Initial source code for the project will be granted (see next section) to the ASF on acceptance of this proposal and once granted it will be made publicly available and the normal Incubator IP Clearance process will be followed to approve inclusion of the initial sources in the project source repository.

Source and Intellectual Property Submission Plan

American Express is prepared to submit a code grant and a CCLA and to license all JRS code under the ASL. All rights to the current codebase are owned by American Express.

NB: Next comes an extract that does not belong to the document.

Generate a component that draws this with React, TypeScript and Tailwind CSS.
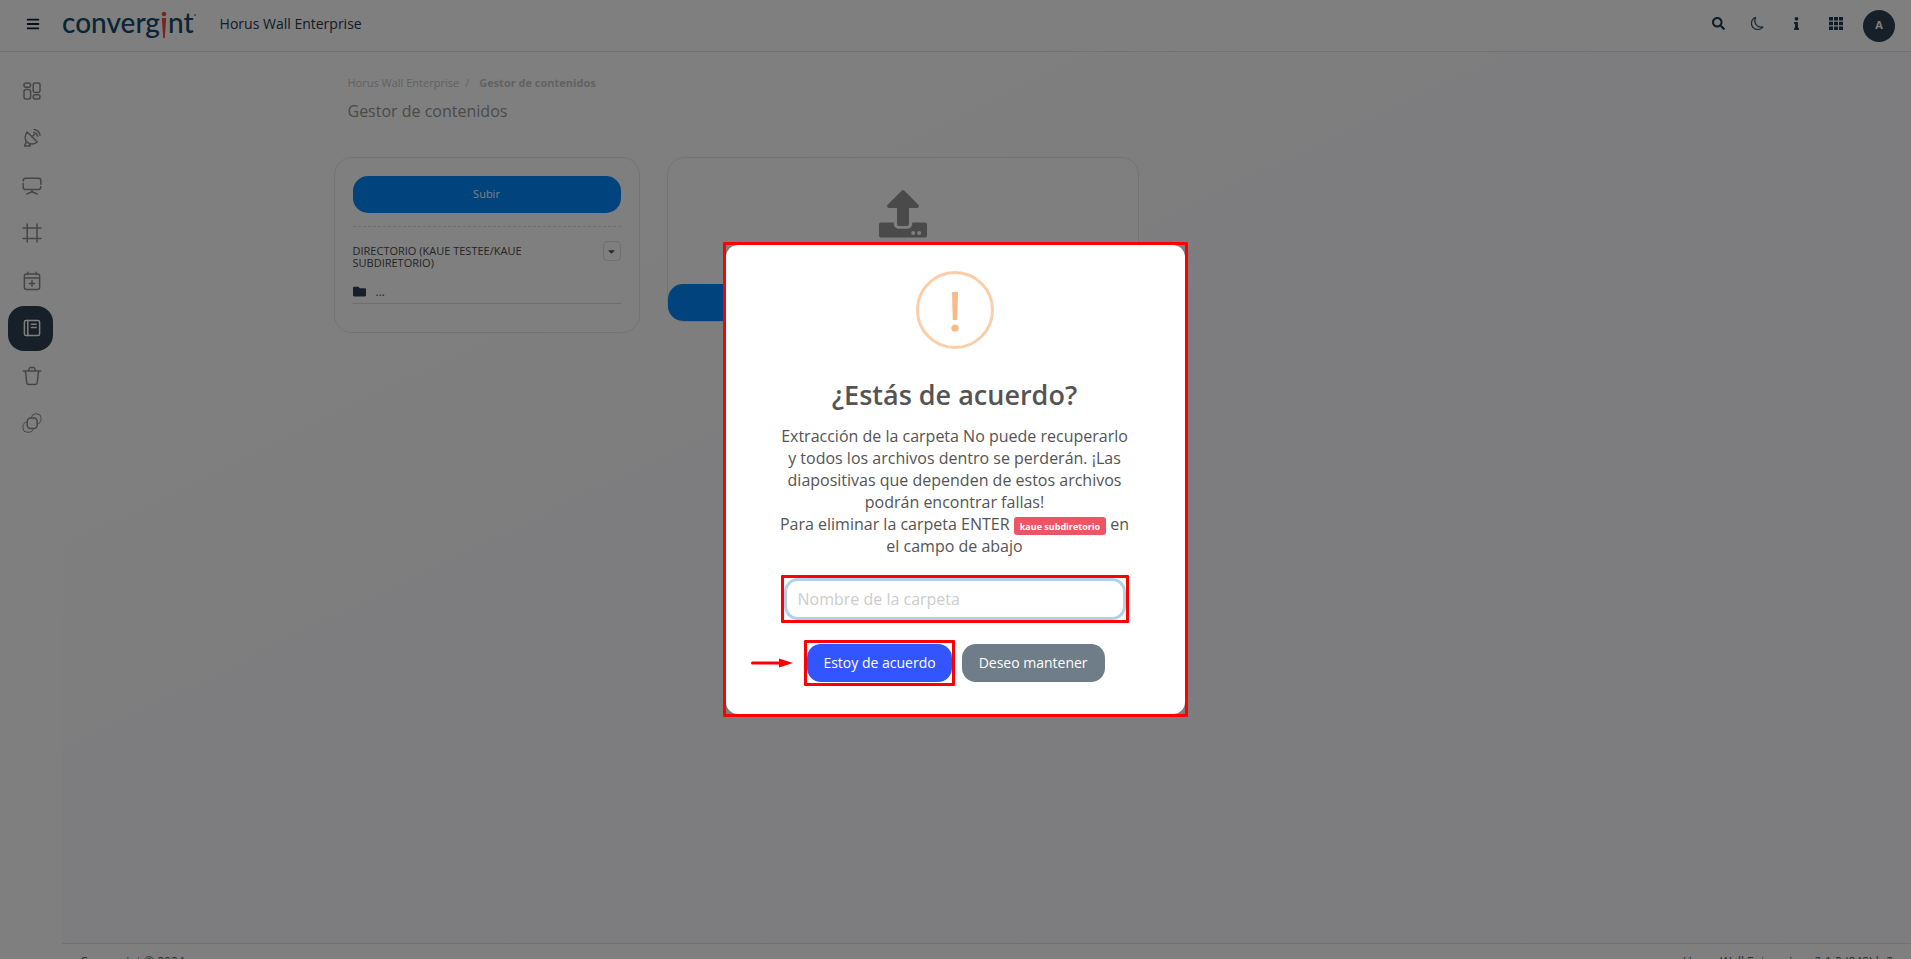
import { useState } from 'react';
import type { ReactNode } from 'react';
import clsx from 'clsx';
import { BsMoon } from 'react-icons/bs';
import { FaBars, FaCaretDown, FaFolder, FaInfo, FaSearch } from 'react-icons/fa';

interface IconProps {
  children: ReactNode;
}

function MenuIcon({ children }: IconProps) {
  return (
    <svg
      viewBox="0 0 20 20"
      className="size-5"
      fill="none"
      stroke="currentColor"
      strokeWidth="1.5"
      strokeLinecap="round"
      strokeLinejoin="round"
      aria-hidden="true"
    >
      {children}
    </svg>
  );
}

const menu = [
  {
    label: 'Panel',
    icon: (
      <>
        <rect x="2" y="2" width="6.6" height="4.2" rx="2" />
        <rect x="2" y="8.6" width="6.6" height="9.4" rx="2" />
        <rect x="11.2" y="2" width="6.8" height="9.4" rx="2" />
        <rect x="11.2" y="13.8" width="6.8" height="4.2" rx="2" />
      </>
    ),
  },
  {
    label: 'Antena',
    icon: (
      <>
        <path d="M5.2 4C2.4 7.2 2.6 12 5.2 14.2c2.8 2.4 7.2 2.4 10.1-.2Z" />
        <path d="M10 8.8l2.2-2.2M4.4 13.6 2.6 18h5.8l-1.2-2.4" />
        <path d="M11.8 4.4a4.8 4.8 0 0 1 3.8 3.8M12.2 1.6a7.2 7.2 0 0 1 5.8 5.6" />
      </>
    ),
  },
  {
    label: 'Pantallas',
    icon: (
      <>
        <path d="M1.2 5v-.4a2.4 2.4 0 0 1 2.4-2.4h12.8a2.4 2.4 0 0 1 2.4 2.4v3.6" />
        <path d="M1.2 7.4v3.8a2.4 2.4 0 0 0 2.4 2.4h12.8a2.4 2.4 0 0 0 2.4-2.4v-.6" />
        <path d="M10 13.6v2M4.8 18l5.2-2.2 5.2 2.2" />
      </>
    ),
  },
  {
    label: 'Marcos',
    icon: <path d="M5.2 1v18M15 1v18M1 5h18M1 15.6h18" />,
  },
  {
    label: 'Calendario',
    icon: (
      <>
        <rect x="2.4" y="3" width="15.2" height="15.4" rx="2" />
        <path d="M6 1.2V3M14 1.2V3M2.4 7h15.2M10 9.8v5.4M7.3 12.5h5.4" />
      </>
    ),
  },
  {
    label: 'Gestor de contenidos',
    active: true,
    icon: (
      <>
        <rect x="2.4" y="2.4" width="15.2" height="15.2" rx="1.6" />
        <path d="M5.8 2.4v15.2M9.4 6.2h4.8M9.4 9.4h4.8" />
      </>
    ),
  },
  {
    label: 'Papelera',
    icon: (
      <>
        <path d="M1.4 5h17.2M6.6 5l.6-2.4A1.3 1.3 0 0 1 8.5 1.5h3a1.3 1.3 0 0 1 1.3 1.1l.6 2.4" />
        <path d="M3.4 5.2l1.4 11.6a2 2 0 0 0 2 1.8h6.4a2 2 0 0 0 2-1.8l1.4-11.6" />
      </>
    ),
  },
  {
    label: 'Capas',
    icon: (
      <>
        <rect x="5.2" y="5" width="10" height="10.4" rx="3.4" />
        <path d="M9.4 4.6A4 4 0 0 1 13 .9h2a4 4 0 0 1 4 4v1.8a4 4 0 0 1-3.6 4" strokeWidth="1" />
        <path d="M5 9a4 4 0 0 0-4 4v2.2a4 4 0 0 0 4 4h2.2a4 4 0 0 0 4-3.6" strokeWidth="1" />
      </>
    ),
  },
];

function Logo() {
  return (
    <a
      href="#"
      aria-label="convergint"
      className="flex h-8 items-start font-['Lato','Liberation_Sans',sans-serif] text-[28px] leading-7 font-medium text-[#12496b]"
    >
      <span>converg</span>
      <svg viewBox="0 0 8 28" className="h-7 w-2 self-center" fill="#f04a3c" aria-hidden="true">
        <circle cx="4" cy="4" r="2.3" />
        <path d="M1.8 8h4.4l-1.4 20H3.2Z" />
      </svg>
      <span>nt</span>
      <span className="mt-[6px] size-[2px] rounded-full bg-[#6f8fae]" />
    </a>
  );
}

function Header() {
  return (
    <header className="flex h-[52px] items-center justify-between border-b border-[#e7e7e7] bg-white pr-4 pl-[26px] text-[#20384f]">
      <div className="flex items-center pb-1">
        <button type="button" aria-label="Menú" className="mr-[22px] text-[#111c2a]">
          <FaBars className="size-[14px]" />
        </button>
        <Logo />
        <h1 className="ml-6 text-sm font-medium">Horus Wall Enterprise</h1>
      </div>
      <div className="flex items-center">
        <button type="button" aria-label="Buscar" className="flex w-[39px] justify-center pb-1">
          <FaSearch className="size-[13px]" />
        </button>
        <button type="button" aria-label="Modo oscuro" className="flex w-[39px] justify-center pb-1">
          <BsMoon className="size-[13px]" stroke="currentColor" strokeWidth="0.4" />
        </button>
        <button type="button" aria-label="Información" className="flex w-[39px] justify-center pb-1">
          <FaInfo className="size-[13px]" />
        </button>
        <button type="button" aria-label="Aplicaciones" className="mr-2 flex w-[39px] justify-center pb-1">
          <svg viewBox="0 0 14 13" className="h-[13px] w-[14px]" fill="currentColor" aria-hidden="true">
            <path d="M0 0h4v3.6H0zM5 0h4v3.6H5zM10 0h4v3.6h-4zM0 4.7h4v3.6H0zM5 4.7h4v3.6H5zM10 4.7h4v3.6h-4zM0 9.4h4V13H0zM5 9.4h4V13H5zM10 9.4h4V13h-4z" />
          </svg>
        </button>
        <button
          type="button"
          className="size-8 rounded-full bg-[#2f4050] text-[11px] font-bold text-white"
        >
          A
        </button>
      </div>
    </header>
  );
}

function Sidebar() {
  return (
    <nav className="w-[62px] shrink-0 bg-white px-2 pt-4">
      <ul className="flex h-[378px] flex-col justify-between">
        {menu.map(item => (
          <li key={item.label}>
            <a
              href="#"
              aria-label={item.label}
              className={clsx(
                'flex size-[45px] items-center justify-center rounded-2xl pl-[2px]',
                item.active ? 'bg-[#2f4050] text-white' : 'text-[#8c8c8c]',
              )}
            >
              <MenuIcon>{item.icon}</MenuIcon>
            </a>
          </li>
        ))}
      </ul>
    </nav>
  );
}

function Directory() {
  return (
    <section className="w-[306px] shrink-0 rounded-[18px] border border-[#e7e7e7] bg-white px-[18px] pt-[18px] pb-7">
      <button
        type="button"
        className="h-[37px] w-full rounded-[15px] bg-[#0087fb] text-[11px] text-white"
      >
        Subir
      </button>
      <hr className="mt-[13px] border-dashed border-[#dedede]" />
      <div className="mt-[14px] flex items-start justify-between">
        <h3 className="w-[190px] pt-1 text-[11px] leading-3 font-medium text-[#4a4a4a]">
          DIRECTORIO (KAUE TESTEE/KAUE SUBDIRETORIO)
        </h3>
        <button
          type="button"
          aria-label="Opciones"
          className="flex h-5 w-[18px] items-center justify-center rounded border border-[#e0e0e0] text-[#555]"
        >
          <FaCaretDown className="size-[11px]" />
        </button>
      </div>
      <a
        href="#"
        className="mt-[11px] flex h-6 items-center gap-[10px] border-b border-[#dcdcdc] text-xs text-[#555]"
      >
        <FaFolder className="size-[13px] text-[#2f4050]" />
        ...
      </a>
    </section>
  );
}

function UploadCard() {
  return (
    <section className="flex h-[165px] w-[472px] flex-col justify-between rounded-[18px] border border-[#e7e7e7] bg-white">
      <svg viewBox="0 0 48 48" className="mx-auto mt-8 size-12 shrink-0" fill="#949494" aria-hidden="true">
        <path d="M22.6.7a2 2 0 0 1 2.8 0l14 14c1.2 1.2.4 3.2-1.4 3.2h-8V34a2 2 0 0 1-2 2h-8a2 2 0 0 1-2-2V17.900h-8c-1.8 0-2.6-2-1.4-3.2z" />
        <path
          fillRule="evenodd"
          d="M2 32.5h12.8V34A5 5 0 0 0 20 38.800h8A5 5 0 0 0 33.2 34v-1.5H46a2 2 0 0 1 2 2V45.500a2 2 0 0 1-2 2H2a2 2 0 0 1-2-2V34.500a2 2 0 0 1 2-2zM34.2 41a2 2 0 1 0 0 4 2 2 0 0 0 0-4zm6 0a2 2 0 1 0 0 4 2 2 0 0 0 0-4z"
        />
      </svg>
      <button
        type="button"
        aria-label="Enviar"
        className="h-[37px] w-full shrink-0 rounded-[15px] bg-[#0087fb]"
      />
    </section>
  );
}

function ConfirmModal() {
  const [name, setName] = useState('');

  return (
    <div className="fixed inset-0 flex items-center justify-center bg-black/50">
      <div className="w-[465px] rounded-[1px] border-3 border-[#ff0000]">
        <div
          role="dialog"
          aria-labelledby="confirm-title"
          className="flex flex-col items-center rounded-xl bg-white pt-[26px] pr-[51px] pb-7 pl-[49px] text-center text-[#545454]"
        >
          <svg viewBox="0 0 78 78" className="size-[78px]" aria-hidden="true">
            <circle cx="39" cy="39" r="37.5" fill="none" stroke="#facea8" strokeWidth="3" />
            <path d="M36 21h6l-.8 28h-4.4z" fill="#f8bb86" />
            <circle cx="39" cy="57.2" r="3.6" fill="#f8bb86" />
          </svg>
          <h2 id="confirm-title" className="mt-7 text-[27px] leading-9 font-semibold">
            ¿Estás de acuerdo?
          </h2>
          <label htmlFor="folder-name" className="mt-3 w-[352px] text-base leading-[22px]">
            Extracción de la carpeta No puede recuperarlo y todos los archivos dentro se perderán. ¡Las
            diapositivas que dependen de estos archivos podrán encontrar fallas!
            <br />
            Para eliminar la carpeta ENTER{' '}
            <span className="inline-block h-[18px] rounded-[3px] bg-[#ed5565] px-[6px] align-text-bottom text-[9px] leading-[19px] font-bold text-white">
              kaue subdiretorio
            </span>{' '}
            en el campo de abajo
          </label>
          <div className="mt-[18px] w-[348px] rounded-[1px] border-3 border-[#ff0000]">
            <input
              id="folder-name"
              type="text"
              value={name}
              onChange={e => setName(e.target.value)}
              placeholder="Nombre de la carpeta"
              className="block h-[42px] w-full rounded-[14px] border-3 border-[#b4d0e8] px-[11px] text-base outline-none placeholder:text-[#ccc]"
            />
          </div>
          <div className="relative mt-[17px] flex items-center gap-[7px] text-sm text-white">
            <svg
              viewBox="0 0 42 10"
              className="absolute -left-[53px] h-[10px] w-[42px]"
              fill="#ff0000"
              aria-hidden="true"
            >
              <path d="M1.5 3.5H28V.4L42 5 28 9.6V6.5H1.5a1.5 1.5 0 0 1 0-3z" />
            </svg>
            <div className="rounded-[1px] border-3 border-[#ff0000] py-px">
              <button type="button" className="h-[38px] rounded-[14px] bg-[#3355ff] px-4 font-medium">
                Estoy de acuerdo
              </button>
            </div>
            <button type="button" className="h-[38px] rounded-[14px] bg-[#6e7d88] px-[17px] font-medium">
              Deseo mantener
            </button>
          </div>
        </div>
      </div>
    </div>
  );
}

export default function App() {
  return (
    <div className="flex h-screen flex-col overflow-hidden bg-white font-['Open_Sans','Noto_Sans',sans-serif]">
      <Header />
      <div className="flex min-h-0 flex-1">
        <Sidebar />
        <div className="flex min-w-0 flex-1 flex-col">
          <main className="min-h-0 flex-1 bg-linear-to-br from-white from-20% to-[#fafaff] to-50%">
            <div className="mx-auto max-w-[1306px] pt-[23px]">
              <div className="pl-[14px]">
                <nav className="flex gap-[6px] text-[11px] leading-4 text-[#c4c4c4]">
                  <a href="#">Horus Wall Enterprise</a>
                  <span>/</span>
                  <span className="ml-1 font-bold">Gestor de contenidos</span>
                </nav>
                <h2 className="mt-2 text-base leading-6 text-[#949494]">Gestor de contenidos</h2>
              </div>
              <div className="mt-[34px] flex items-start gap-[27px]">
                <Directory />
                <UploadCard />
              </div>
            </div>
          </main>
          <footer className="flex h-4 shrink-0 items-start justify-between overflow-hidden border-t border-[#e3e3e3] bg-white px-[18px] pt-[10px] text-xs text-[#555]">
            <span>Convergint © 2024</span>
            <span>Horus Wall Enterprise - 3.1.3 (848) b.2</span>
          </footer>
        </div>
      </div>
      <ConfirmModal />
    </div>
  );
}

The initial committers have or will all submit ICLAs.

External Dependencies

The current implementation depends on the following components:

All dependencies have ASL or ASL-compatible licenses.

Cryptography

JRS currently makes no direct use of cryptographic functions.

Required resources

Mailing lists

  • jrs-private (with moderated subscriptions)
  • jrs-dev
  • jrs-commits
  • jrs-user

Subversion or CVS repositories

JRS would like to use a Subversion repository: [WWW] https://svn.apache.org/repos/asf/incubator/jrs

Issue tracking

Since JRS would have its own release cycle, it should have its own JIRA project

  • Project Name: JRS
  • Project Key: JRS

Initial set of committers

  • Brendan McCarthy (brendan_dot_mccarthy_at_ gorillalogic_dot_com)
  • Tony Ambrozie (tony_dot_a_dot_ambrozie_at_aexp_dot_com)
  • Phil Steitz (psteitz_at_apache_dot_org)
  • Ian Gray (ian_dot_d_dot_gray_at_aexp_dot_com)
  • Rahul Akolkar (rahul_at_apache_dot_org)
  • Sebastian Bazley (sebb_at_apache_dot_org)
  • Martin van den Bemt (mvdb_at_apache_dot_org)
  • Henri Yandell (bayard_at_apache_dot_org)

Affiliations

Tony Ambrozie, Phil Steitz and Ian Gray are employees of American Express. Brendan McCarthy is an employee of Gorilla Logic, working under contract to American Express. The rest are ASF committers working for distinct companies. As individuals, none of the ASF committers have any contract or employment relationship with American Express.

Sponsors

Champion

  • Phil Steitz

Nominated Mentors

  • Phil Steitz
  • Sebastian Bazley
  • Martin van den Bemt
  • Henri Yandell

Sponsoring Entity

We are asking the Incubator PMC to sponsor this proposal.